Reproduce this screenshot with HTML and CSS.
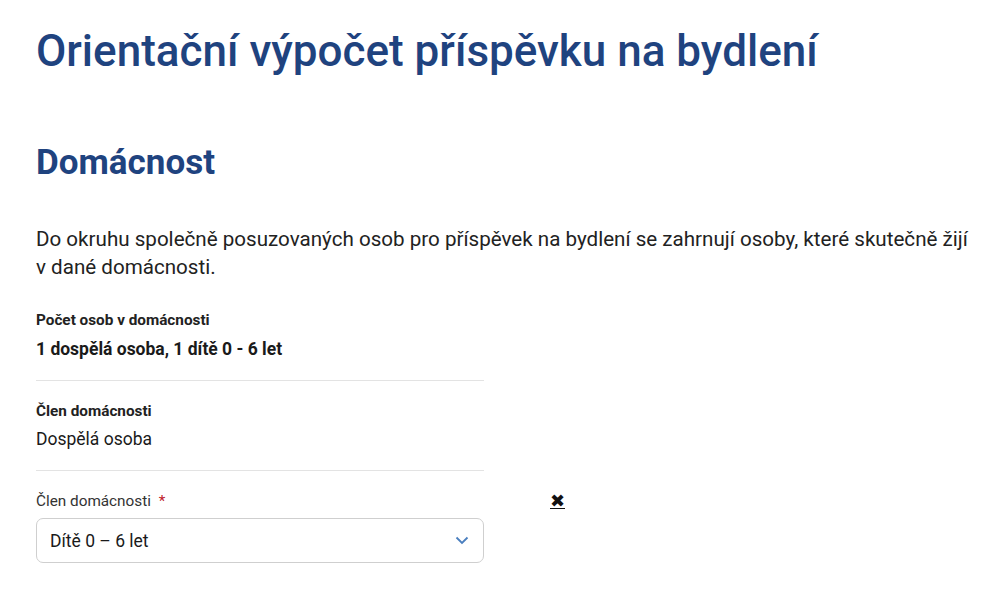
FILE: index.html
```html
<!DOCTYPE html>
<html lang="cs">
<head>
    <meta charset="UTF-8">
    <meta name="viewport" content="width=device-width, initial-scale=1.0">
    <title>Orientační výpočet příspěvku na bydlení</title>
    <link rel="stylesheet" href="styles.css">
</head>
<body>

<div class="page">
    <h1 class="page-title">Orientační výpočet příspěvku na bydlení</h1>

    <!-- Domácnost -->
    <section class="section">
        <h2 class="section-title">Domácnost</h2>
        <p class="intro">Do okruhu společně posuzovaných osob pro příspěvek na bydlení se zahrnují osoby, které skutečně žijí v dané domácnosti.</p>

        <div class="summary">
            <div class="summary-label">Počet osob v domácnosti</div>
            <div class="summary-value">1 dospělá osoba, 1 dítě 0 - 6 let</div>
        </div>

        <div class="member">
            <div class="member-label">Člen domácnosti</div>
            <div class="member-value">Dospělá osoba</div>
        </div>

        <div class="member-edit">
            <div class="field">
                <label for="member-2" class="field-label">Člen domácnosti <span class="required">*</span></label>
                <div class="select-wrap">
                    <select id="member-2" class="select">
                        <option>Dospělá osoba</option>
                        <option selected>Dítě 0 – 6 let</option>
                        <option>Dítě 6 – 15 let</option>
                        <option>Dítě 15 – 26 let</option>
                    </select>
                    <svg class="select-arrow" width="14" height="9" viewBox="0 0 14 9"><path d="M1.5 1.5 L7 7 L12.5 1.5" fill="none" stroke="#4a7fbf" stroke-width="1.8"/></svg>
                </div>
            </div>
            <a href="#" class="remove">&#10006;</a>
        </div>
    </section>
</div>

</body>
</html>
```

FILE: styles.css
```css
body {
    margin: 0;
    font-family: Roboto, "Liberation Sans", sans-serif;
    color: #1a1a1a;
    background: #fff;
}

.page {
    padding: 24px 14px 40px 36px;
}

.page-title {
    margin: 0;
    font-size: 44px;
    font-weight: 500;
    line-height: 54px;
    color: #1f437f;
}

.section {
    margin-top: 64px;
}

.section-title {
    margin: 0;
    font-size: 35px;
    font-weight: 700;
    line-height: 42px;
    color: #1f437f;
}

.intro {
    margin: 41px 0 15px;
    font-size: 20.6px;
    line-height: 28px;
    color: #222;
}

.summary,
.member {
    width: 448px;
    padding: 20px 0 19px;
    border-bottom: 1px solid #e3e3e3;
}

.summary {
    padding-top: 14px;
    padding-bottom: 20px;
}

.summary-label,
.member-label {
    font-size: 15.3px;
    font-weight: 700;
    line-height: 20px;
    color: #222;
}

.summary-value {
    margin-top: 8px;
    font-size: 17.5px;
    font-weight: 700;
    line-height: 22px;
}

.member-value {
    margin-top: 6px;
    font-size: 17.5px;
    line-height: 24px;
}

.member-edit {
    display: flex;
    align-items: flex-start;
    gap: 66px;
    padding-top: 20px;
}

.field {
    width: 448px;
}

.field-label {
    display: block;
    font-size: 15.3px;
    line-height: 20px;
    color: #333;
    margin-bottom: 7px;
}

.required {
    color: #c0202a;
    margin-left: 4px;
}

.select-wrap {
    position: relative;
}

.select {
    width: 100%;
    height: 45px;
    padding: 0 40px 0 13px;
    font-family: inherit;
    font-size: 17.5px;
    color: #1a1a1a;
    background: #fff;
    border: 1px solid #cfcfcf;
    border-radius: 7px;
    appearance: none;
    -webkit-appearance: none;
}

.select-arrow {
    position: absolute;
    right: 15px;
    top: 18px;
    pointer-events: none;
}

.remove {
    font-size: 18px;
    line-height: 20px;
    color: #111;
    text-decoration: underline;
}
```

---

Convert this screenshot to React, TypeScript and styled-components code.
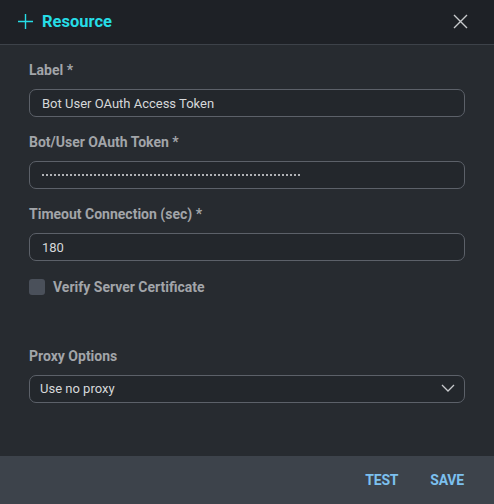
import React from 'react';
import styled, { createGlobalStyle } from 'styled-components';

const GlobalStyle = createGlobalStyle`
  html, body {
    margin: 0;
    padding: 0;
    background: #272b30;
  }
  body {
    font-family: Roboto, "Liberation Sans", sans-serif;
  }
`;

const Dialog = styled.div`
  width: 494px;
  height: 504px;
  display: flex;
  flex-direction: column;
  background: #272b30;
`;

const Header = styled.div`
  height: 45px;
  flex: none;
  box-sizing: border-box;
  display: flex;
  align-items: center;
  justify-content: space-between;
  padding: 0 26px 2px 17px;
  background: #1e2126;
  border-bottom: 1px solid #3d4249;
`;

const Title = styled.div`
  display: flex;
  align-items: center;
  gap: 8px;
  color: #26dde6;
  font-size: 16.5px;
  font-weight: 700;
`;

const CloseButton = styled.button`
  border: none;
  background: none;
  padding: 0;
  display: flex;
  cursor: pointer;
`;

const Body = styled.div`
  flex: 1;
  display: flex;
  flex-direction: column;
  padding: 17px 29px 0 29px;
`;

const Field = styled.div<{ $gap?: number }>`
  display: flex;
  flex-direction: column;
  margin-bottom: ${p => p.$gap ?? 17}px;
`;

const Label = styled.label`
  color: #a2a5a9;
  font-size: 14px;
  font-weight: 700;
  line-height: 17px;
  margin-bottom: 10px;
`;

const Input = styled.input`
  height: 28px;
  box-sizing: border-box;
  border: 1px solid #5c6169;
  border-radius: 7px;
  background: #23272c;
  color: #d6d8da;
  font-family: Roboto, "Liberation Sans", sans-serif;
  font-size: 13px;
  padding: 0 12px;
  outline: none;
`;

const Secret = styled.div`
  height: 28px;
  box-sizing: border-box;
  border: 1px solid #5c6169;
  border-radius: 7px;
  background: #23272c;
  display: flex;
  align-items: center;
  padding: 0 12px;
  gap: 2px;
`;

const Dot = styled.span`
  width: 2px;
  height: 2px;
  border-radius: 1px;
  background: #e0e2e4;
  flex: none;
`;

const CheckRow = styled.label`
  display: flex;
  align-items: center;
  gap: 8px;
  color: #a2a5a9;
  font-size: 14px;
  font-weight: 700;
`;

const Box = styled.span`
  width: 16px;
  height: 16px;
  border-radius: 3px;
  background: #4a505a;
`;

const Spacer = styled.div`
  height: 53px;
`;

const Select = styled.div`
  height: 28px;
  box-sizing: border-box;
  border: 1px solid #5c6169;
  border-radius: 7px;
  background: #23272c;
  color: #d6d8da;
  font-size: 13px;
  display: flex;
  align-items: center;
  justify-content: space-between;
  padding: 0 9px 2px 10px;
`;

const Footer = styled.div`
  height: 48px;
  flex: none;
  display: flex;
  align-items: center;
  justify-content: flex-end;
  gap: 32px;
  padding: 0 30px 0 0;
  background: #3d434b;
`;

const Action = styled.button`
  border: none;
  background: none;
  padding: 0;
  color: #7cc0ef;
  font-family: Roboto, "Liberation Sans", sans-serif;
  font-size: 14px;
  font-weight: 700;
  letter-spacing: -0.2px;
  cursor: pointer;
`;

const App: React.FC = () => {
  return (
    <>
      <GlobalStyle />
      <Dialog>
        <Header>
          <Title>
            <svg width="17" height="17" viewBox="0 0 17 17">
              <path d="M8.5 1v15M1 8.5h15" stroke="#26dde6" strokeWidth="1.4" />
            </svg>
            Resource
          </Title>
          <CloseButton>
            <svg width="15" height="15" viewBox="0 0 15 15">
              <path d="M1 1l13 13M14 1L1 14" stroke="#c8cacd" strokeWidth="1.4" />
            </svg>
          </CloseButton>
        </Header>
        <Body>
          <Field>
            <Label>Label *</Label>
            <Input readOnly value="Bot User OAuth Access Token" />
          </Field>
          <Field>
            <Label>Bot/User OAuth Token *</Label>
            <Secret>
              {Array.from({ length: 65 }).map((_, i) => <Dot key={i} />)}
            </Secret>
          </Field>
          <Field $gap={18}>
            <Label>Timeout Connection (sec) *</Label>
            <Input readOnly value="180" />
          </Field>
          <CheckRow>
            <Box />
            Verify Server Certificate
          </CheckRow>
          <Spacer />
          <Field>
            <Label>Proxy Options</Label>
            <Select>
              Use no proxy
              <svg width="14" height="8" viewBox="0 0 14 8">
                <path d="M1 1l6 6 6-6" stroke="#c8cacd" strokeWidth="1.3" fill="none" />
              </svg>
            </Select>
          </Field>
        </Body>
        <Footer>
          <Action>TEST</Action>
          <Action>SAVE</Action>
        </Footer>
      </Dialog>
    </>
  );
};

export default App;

Problem requirements: Filter for "components". Return all lines that hold it.

Full response:
Convert this screenshot to React, TypeScript and styled-components code.
import styled, { createGlobalStyle } from 'styled-components';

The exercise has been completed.